The expansion of a function f iteratively expands all its instructions, after recording how much stack it needs.

Definition expand_cfg_rec (ctx: context) (f: function): mon unit :=
  do x <- request_stack (ctx.(dstk) + ctx.(mstk));
  ptree_mfold (expand_instr ctx) f.(fn_code).

End EXPAND_CFG.

Here we "tie the knot" of the recursion, taking the fixpoint of expand_cfg_rec.

Definition expand_cfg := Fixm size_fenv expand_cfg_rec.

Start of the recursion: copy and inline function f in the initial context.

Definition expand_function (fenv: funenv) (f: function): mon context :=
  let npc := max_pc_function f in
  let nreg := max_reg_function f in
  do dpc <- reserve_nodes npc;
  do dreg <- reserve_regs nreg;
  let ctx := initcontext dpc dreg nreg f.(fn_stacksize) in
  do x <- expand_cfg fenv ctx f;
  ret ctx.

Inlining in functions and whole programs.


Local Open Scope string_scope.

Inlining can increase the size of the function's stack block. We must make sure that the new size does not exceed Ptrofs.max_unsigned, otherwise address computations within the stack would overflow and produce incorrect results.

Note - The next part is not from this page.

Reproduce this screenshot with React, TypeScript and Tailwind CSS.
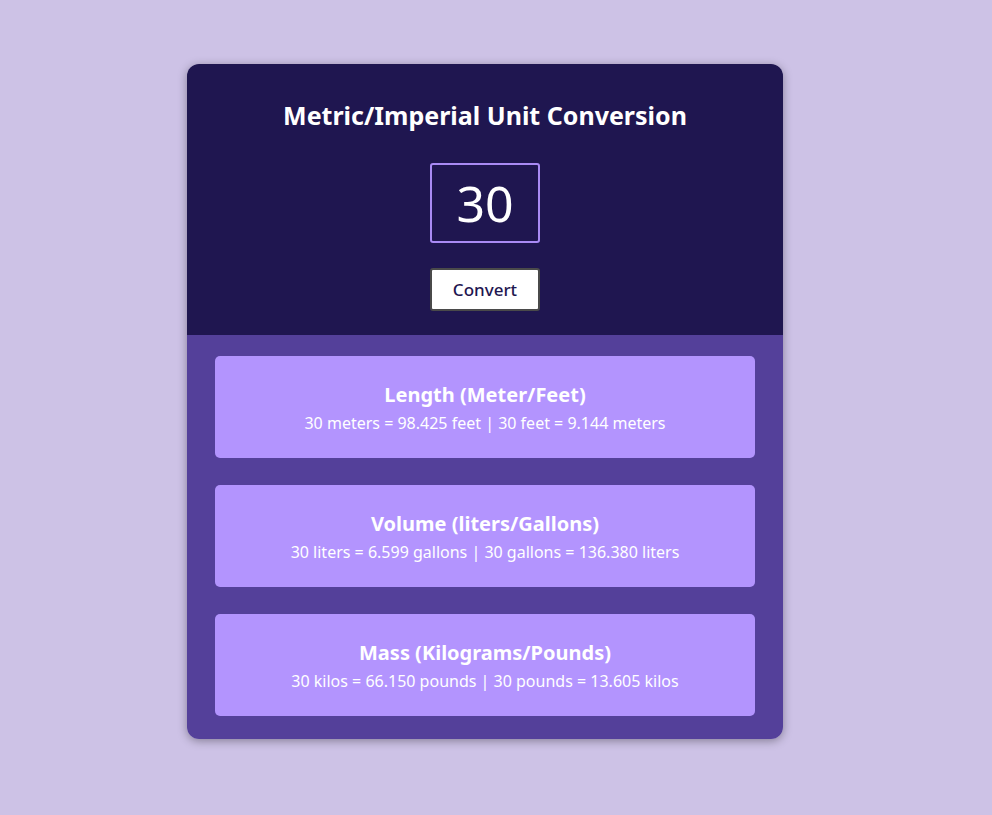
export default function App() {
  const rows = [
    { t: "Length (Meter/Feet)", d: "30 meters = 98.425 feet | 30 feet = 9.144 meters" },
    { t: "Volume (liters/Gallons)", d: "30 liters = 6.599 gallons | 30 gallons = 136.380 liters" },
    { t: "Mass (Kilograms/Pounds)", d: "30 kilos = 66.150 pounds | 30 pounds = 13.605 kilos" },
  ];
  return (
    <div className="min-h-[815px] bg-[#cdc2e6] pt-[64px] pr-[22px] flex justify-center" style={{ fontFamily: '"Noto Sans", sans-serif' }}>
      <div className="w-[596px] h-[675px] rounded-[12px] overflow-hidden shadow-[0_2px_10px_rgba(0,0,0,0.35)] flex flex-col">
        <div className="bg-[#1f1650] h-[271px] flex flex-col items-center pt-[33px]">
          <h1 className="text-white font-bold text-[25px] leading-[36px]">Metric/Imperial Unit Conversion</h1>
          <div className="mt-[30px] w-[110px] h-[80px] border-2 border-[#a98af5] rounded-[3px] flex items-center justify-center text-white text-[50px]">30</div>
          <button className="mt-[25px] w-[110px] h-[43px] bg-white border-2 border-[#4a4a4a] rounded-[3px] text-[#1f1650] text-[17px] font-medium">Convert</button>
        </div>
        <div className="bg-[#54409a] flex-1 px-[28px] pt-[21px] flex flex-col gap-[27px]">
          {rows.map((r) => (
            <div key={r.t} className="h-[102px] bg-[#b394fe] rounded-[5px] flex flex-col items-center justify-center text-white">
              <div className="font-bold text-[20px] leading-[28px]">{r.t}</div>
              <div className="text-[16px] leading-[22px] mt-[3px]">{r.d}</div>
            </div>
          ))}
        </div>
      </div>
    </div>
  );
}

Definition transf_function (fenv: funenv) (f: function) : Errors.res function :=
  let '(R ctx s _) := expand_function fenv f initstate in
  if zlt s.(st_stksize) Ptrofs.max_unsigned then
    OK (mkfunction f.(fn_sig)
                   (sregs ctx f.(fn_params))
                   s.(st_stksize)
                   s.(st_code)
                   (spc ctx f.(fn_entrypoint)))
  else
    Error(msg "Inlining: stack too big").

Definition transf_fundef (fenv: funenv) (fd: fundef) : Errors.res fundef :=
  AST.transf_partial_fundef (transf_function fenv) fd.

Definition transf_program (p: program): Errors.res program :=
  let fenv := funenv_program p in
  AST.transform_partial_program (transf_fundef fenv) p.